PROVIDED RECORDS:

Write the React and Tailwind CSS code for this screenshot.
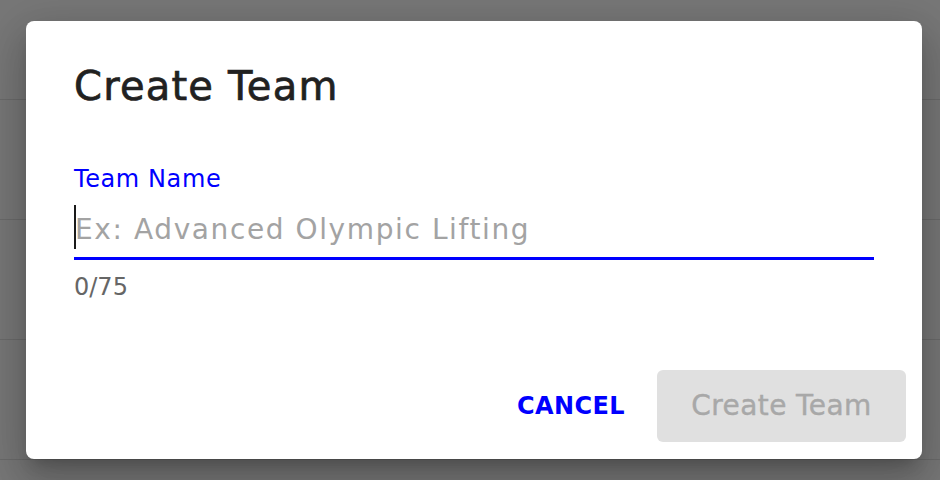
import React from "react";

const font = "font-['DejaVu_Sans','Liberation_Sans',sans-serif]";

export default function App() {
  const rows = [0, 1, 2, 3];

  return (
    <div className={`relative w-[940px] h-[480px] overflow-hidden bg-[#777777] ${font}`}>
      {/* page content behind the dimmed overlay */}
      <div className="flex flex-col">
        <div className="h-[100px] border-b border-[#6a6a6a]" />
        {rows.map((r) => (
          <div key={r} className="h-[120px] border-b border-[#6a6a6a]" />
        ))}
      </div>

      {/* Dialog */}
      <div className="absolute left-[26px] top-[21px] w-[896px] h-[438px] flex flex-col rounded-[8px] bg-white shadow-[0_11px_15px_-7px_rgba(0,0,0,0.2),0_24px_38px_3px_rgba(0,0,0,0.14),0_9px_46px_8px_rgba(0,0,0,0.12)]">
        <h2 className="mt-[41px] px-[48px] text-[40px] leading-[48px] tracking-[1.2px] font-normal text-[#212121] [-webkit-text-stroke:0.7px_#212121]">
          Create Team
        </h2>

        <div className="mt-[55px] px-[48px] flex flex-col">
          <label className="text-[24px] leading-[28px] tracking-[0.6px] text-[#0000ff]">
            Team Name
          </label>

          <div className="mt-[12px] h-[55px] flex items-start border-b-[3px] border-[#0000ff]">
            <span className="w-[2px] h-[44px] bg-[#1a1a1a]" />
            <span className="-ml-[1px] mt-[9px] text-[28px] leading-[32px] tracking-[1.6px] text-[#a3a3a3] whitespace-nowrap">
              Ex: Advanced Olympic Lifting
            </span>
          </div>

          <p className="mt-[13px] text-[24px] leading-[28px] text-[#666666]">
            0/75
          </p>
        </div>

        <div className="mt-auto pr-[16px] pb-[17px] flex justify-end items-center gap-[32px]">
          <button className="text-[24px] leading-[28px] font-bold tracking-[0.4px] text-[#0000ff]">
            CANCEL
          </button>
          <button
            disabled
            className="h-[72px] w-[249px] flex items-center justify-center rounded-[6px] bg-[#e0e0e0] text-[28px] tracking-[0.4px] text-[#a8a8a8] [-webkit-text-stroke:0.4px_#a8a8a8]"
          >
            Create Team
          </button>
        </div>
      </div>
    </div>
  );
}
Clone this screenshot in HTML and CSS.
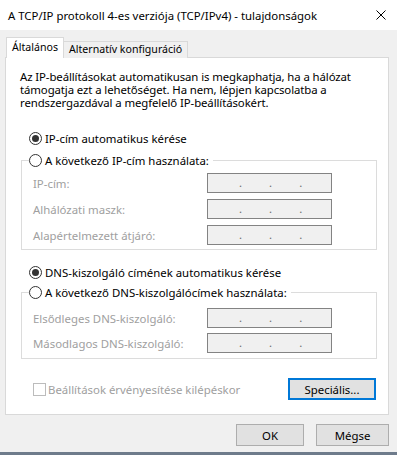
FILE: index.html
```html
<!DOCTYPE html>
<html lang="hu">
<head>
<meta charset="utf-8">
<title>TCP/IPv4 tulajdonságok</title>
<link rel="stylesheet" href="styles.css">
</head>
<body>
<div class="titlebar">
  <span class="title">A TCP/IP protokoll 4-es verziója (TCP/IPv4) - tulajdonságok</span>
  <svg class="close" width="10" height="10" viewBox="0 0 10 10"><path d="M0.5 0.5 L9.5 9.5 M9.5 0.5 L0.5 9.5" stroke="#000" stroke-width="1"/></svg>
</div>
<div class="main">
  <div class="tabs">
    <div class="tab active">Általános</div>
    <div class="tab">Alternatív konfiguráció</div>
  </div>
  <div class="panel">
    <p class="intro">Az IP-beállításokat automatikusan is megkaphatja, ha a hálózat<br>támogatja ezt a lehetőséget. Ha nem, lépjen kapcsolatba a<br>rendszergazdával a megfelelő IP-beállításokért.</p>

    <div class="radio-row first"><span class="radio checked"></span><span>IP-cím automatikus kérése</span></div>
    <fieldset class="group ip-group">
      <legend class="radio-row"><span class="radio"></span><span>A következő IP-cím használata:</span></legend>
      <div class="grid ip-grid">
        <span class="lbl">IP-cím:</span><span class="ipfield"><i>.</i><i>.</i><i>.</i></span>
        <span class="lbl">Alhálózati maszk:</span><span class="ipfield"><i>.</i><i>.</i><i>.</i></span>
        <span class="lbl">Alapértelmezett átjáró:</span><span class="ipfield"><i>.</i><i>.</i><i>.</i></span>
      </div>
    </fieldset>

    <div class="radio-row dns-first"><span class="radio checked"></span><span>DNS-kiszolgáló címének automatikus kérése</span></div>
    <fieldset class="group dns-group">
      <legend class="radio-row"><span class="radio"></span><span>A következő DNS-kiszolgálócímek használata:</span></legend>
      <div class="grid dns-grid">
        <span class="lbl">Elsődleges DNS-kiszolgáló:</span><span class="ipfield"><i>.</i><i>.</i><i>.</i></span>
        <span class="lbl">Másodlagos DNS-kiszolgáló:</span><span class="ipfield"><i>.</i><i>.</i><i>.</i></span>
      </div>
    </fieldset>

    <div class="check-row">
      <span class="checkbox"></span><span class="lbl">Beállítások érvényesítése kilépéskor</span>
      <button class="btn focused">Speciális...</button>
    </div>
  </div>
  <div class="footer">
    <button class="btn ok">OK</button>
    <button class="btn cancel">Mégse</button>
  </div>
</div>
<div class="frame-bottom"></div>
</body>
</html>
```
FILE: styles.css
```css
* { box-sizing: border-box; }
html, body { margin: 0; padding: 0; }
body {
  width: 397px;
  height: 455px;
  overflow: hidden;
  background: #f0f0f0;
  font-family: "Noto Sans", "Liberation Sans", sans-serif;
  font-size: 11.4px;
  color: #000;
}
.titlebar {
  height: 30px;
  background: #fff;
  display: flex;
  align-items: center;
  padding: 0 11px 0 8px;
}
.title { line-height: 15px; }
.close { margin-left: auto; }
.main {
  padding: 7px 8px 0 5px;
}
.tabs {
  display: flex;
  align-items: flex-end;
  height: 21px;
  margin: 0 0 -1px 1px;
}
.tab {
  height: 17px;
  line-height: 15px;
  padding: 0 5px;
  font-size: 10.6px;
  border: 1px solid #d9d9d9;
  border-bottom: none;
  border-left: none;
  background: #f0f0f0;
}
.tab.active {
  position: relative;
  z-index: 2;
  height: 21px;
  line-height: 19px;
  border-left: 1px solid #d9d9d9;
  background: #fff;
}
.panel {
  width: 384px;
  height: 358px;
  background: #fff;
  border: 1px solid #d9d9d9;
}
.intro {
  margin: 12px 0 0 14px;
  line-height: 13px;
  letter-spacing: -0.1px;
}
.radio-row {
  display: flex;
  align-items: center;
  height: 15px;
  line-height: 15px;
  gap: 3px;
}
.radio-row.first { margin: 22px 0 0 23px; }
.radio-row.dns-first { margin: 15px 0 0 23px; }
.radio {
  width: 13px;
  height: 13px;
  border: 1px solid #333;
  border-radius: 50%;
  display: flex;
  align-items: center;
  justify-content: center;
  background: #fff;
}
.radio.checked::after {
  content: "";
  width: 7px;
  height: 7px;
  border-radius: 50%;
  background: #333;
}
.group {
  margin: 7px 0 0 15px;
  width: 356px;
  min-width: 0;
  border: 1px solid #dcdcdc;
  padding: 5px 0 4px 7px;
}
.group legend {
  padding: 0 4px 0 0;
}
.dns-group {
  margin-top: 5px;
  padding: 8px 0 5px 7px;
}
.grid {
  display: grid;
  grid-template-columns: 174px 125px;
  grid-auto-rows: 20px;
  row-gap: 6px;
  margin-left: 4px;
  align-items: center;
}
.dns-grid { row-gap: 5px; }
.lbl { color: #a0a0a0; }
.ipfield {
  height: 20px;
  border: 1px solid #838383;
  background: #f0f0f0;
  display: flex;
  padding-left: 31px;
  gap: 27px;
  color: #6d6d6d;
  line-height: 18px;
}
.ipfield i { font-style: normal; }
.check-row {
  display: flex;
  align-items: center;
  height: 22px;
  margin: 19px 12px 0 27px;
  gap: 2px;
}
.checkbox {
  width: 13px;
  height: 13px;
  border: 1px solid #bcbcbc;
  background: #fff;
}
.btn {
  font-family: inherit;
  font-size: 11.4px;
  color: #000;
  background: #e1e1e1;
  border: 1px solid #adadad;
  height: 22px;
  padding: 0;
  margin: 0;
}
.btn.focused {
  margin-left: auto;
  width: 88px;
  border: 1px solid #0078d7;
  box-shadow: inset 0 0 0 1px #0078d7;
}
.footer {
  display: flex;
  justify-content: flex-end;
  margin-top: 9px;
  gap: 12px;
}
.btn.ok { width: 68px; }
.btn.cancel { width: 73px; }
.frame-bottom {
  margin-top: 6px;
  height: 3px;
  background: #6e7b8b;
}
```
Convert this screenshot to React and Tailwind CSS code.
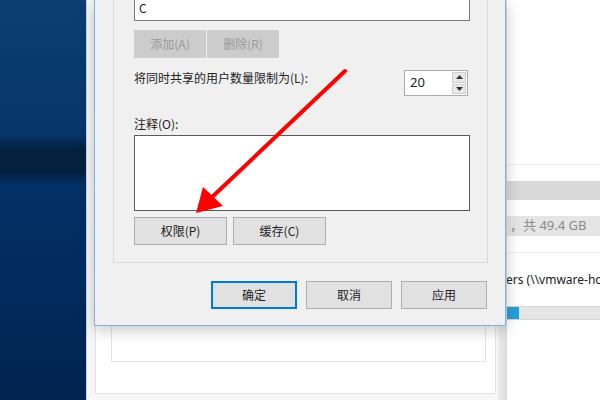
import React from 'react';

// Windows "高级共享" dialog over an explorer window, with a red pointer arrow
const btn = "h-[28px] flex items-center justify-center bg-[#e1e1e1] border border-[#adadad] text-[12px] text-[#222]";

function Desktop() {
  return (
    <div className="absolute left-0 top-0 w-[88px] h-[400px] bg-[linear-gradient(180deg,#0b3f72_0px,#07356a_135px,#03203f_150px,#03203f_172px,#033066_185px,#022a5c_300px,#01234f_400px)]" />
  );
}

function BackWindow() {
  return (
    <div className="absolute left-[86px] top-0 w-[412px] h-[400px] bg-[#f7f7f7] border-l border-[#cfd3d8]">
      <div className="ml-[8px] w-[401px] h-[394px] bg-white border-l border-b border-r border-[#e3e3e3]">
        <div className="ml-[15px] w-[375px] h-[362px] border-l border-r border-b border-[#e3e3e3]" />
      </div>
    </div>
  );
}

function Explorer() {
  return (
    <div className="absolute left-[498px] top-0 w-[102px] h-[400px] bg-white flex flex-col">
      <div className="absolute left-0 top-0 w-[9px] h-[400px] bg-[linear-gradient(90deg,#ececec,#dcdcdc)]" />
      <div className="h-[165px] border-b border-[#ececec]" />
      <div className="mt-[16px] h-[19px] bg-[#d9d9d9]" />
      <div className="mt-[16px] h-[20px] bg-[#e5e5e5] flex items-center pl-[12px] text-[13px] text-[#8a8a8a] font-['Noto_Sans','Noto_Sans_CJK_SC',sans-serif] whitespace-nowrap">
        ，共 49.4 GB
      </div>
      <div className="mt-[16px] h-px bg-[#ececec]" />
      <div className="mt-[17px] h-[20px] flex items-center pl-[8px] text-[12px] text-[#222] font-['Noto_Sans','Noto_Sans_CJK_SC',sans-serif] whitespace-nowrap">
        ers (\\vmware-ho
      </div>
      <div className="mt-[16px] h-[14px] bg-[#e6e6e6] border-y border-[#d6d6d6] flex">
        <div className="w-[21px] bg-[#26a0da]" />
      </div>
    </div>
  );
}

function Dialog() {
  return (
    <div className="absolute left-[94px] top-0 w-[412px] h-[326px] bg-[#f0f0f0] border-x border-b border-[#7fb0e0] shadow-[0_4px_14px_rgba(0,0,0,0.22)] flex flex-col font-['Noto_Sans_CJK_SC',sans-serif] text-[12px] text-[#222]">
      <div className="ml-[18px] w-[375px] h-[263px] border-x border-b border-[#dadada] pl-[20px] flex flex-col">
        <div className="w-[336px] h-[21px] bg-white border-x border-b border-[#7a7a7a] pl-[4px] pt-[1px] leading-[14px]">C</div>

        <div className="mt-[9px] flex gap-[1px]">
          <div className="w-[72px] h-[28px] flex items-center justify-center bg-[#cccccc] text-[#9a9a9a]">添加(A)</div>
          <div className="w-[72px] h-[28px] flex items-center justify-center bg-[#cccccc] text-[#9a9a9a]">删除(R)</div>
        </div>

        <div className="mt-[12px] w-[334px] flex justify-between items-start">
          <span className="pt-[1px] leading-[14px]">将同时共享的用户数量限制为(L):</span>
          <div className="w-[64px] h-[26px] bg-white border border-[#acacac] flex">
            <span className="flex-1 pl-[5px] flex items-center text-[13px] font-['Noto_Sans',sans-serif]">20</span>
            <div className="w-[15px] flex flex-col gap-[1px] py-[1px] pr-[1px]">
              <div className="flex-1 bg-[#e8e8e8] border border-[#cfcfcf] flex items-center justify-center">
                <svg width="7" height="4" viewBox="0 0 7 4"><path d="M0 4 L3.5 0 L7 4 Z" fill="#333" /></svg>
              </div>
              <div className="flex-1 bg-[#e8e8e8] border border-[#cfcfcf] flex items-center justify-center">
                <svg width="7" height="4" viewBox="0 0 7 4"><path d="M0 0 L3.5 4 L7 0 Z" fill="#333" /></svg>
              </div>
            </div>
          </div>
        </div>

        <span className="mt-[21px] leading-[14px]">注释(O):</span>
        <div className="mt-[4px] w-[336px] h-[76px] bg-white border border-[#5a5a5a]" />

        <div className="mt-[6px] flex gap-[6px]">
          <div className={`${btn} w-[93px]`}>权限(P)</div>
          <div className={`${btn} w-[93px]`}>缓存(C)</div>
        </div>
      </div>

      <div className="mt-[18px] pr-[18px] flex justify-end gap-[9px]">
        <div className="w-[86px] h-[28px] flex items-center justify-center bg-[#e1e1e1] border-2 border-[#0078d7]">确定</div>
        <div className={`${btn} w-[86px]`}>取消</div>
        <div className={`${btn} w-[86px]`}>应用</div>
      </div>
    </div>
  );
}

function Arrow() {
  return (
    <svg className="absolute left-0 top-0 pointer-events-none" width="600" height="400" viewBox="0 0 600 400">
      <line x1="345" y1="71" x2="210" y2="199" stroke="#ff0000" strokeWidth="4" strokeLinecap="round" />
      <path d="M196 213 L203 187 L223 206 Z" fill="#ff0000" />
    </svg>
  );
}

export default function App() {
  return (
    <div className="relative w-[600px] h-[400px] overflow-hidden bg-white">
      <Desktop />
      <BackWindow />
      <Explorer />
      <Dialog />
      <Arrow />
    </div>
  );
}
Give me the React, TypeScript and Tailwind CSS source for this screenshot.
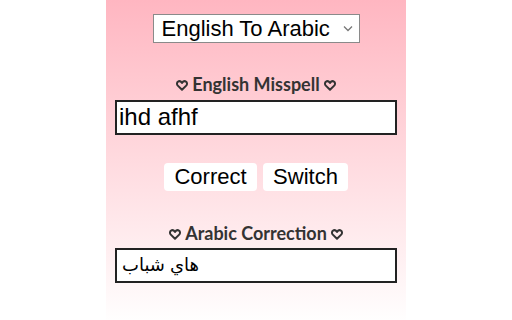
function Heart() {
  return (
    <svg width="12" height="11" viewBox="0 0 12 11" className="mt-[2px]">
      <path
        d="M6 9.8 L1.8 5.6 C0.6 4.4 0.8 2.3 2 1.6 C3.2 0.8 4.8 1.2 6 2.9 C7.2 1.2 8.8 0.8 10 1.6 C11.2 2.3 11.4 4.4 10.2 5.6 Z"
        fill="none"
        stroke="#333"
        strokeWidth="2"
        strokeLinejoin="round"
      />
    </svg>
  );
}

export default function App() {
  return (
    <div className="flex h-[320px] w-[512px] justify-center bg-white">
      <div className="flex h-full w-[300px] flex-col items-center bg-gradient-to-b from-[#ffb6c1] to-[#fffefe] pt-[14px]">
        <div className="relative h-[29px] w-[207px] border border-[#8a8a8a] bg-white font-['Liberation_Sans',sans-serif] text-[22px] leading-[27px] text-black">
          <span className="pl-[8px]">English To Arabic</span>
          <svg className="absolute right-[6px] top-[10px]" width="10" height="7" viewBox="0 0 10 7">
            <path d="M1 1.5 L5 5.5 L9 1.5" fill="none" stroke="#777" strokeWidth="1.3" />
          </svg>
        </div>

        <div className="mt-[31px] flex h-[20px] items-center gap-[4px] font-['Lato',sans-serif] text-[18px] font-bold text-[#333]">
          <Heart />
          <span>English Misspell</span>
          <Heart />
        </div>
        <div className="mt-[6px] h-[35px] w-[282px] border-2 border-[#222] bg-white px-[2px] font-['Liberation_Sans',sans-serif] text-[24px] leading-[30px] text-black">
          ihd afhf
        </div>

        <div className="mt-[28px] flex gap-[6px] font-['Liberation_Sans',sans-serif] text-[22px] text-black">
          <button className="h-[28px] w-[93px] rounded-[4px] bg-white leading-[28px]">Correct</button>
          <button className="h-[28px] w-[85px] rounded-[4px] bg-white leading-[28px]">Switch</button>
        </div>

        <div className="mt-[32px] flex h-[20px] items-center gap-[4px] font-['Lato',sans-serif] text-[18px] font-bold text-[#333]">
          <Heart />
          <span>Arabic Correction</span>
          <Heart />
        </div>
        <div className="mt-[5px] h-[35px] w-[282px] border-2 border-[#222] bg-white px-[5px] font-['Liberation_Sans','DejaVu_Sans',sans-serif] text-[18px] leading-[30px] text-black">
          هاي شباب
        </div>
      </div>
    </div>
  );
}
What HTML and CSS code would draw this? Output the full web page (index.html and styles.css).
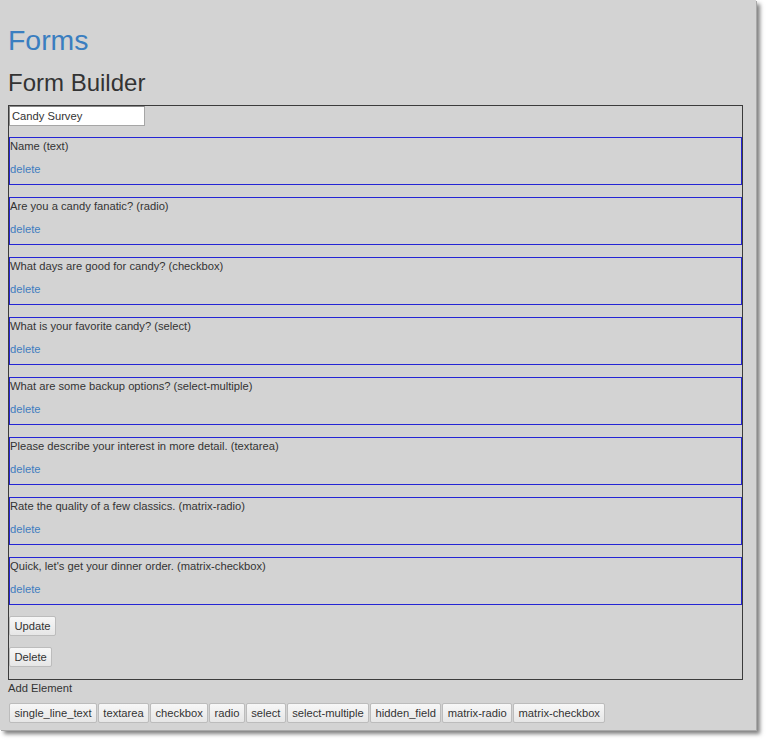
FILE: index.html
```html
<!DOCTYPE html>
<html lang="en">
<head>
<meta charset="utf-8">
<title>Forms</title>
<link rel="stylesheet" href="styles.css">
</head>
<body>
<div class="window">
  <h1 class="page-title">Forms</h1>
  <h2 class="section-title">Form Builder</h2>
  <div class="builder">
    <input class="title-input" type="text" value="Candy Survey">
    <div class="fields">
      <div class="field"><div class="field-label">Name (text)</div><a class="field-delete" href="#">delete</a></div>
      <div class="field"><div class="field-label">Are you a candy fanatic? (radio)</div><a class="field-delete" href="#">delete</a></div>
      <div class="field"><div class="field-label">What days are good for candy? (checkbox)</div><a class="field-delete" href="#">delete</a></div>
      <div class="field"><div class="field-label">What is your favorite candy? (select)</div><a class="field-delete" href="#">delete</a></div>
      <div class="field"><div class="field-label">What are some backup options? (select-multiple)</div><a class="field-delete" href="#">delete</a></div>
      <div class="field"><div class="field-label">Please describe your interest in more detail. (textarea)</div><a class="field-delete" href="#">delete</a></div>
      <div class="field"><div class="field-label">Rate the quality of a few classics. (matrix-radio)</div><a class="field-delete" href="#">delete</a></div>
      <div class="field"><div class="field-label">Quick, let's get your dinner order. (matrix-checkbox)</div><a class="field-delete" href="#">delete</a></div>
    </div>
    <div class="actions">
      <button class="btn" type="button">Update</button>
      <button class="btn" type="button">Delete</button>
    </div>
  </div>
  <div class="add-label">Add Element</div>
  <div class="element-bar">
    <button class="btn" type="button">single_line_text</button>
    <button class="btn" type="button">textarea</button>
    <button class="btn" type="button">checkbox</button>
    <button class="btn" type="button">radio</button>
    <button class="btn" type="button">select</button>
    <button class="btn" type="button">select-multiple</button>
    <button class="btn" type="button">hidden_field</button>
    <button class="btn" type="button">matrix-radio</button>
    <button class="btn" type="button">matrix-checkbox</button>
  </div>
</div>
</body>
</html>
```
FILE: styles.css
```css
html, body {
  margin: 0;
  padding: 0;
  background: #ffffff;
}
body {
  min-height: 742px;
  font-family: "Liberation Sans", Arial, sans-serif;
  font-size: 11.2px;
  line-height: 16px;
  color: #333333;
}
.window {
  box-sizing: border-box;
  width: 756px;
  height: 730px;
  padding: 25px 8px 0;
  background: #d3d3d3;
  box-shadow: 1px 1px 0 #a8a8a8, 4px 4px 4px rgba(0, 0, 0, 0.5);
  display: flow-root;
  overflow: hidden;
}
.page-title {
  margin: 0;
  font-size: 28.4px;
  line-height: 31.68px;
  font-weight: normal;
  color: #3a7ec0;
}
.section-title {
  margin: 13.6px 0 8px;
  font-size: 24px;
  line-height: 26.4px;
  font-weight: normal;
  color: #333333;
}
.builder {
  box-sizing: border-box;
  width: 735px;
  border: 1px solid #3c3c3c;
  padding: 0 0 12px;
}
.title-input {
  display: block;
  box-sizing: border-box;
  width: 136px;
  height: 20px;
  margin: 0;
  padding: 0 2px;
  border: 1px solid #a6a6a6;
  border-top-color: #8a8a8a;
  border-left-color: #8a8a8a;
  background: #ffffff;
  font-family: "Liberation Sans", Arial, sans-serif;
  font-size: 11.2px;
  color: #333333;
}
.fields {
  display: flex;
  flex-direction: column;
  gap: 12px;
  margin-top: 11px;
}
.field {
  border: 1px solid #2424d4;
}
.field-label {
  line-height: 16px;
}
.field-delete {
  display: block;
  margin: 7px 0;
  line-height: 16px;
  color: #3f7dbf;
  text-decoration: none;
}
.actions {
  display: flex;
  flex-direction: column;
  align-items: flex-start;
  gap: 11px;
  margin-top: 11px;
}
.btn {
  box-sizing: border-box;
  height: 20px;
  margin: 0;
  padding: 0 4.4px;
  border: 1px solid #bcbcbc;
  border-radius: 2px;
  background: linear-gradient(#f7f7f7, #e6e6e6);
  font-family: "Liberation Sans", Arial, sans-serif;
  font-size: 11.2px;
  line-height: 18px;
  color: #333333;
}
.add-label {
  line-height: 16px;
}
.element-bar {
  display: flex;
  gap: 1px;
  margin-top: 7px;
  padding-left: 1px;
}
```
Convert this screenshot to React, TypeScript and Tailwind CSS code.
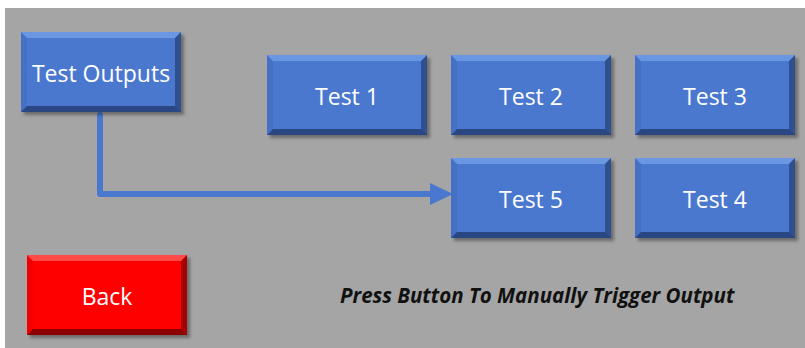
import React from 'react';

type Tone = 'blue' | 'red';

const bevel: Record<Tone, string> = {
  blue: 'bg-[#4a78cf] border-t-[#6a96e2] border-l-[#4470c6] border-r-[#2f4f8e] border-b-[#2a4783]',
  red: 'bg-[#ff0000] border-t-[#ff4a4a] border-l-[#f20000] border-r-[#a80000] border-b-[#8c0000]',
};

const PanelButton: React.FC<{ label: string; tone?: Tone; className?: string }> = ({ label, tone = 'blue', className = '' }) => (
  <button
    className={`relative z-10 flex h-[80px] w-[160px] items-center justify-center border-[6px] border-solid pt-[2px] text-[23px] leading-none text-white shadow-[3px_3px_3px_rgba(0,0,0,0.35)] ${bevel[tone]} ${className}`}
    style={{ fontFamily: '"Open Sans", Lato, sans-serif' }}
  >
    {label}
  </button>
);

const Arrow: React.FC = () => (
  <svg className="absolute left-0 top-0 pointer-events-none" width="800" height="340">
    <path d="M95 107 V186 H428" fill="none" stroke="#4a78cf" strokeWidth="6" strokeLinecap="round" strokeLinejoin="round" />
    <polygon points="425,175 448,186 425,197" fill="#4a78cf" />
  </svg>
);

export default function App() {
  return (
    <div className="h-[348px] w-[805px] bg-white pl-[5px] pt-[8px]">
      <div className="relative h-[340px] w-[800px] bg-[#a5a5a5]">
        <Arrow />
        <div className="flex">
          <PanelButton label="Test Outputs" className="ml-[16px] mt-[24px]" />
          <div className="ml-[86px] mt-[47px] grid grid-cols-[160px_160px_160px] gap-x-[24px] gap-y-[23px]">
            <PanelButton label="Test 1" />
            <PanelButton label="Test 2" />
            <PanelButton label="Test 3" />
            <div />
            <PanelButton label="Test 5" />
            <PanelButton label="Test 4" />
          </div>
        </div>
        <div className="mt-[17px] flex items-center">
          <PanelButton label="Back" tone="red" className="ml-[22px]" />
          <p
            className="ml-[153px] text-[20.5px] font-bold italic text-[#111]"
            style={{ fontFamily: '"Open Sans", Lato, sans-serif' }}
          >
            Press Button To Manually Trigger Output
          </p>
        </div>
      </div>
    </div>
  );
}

WHAT TO PRODUCE: Wherever the word "Convert" occurs in a line of the listing, copy that line.

EXERCISE OUTPUT:
Convert this screenshot to React and Tailwind CSS code.
Convert this screenshot to React, TypeScript and Tailwind CSS code.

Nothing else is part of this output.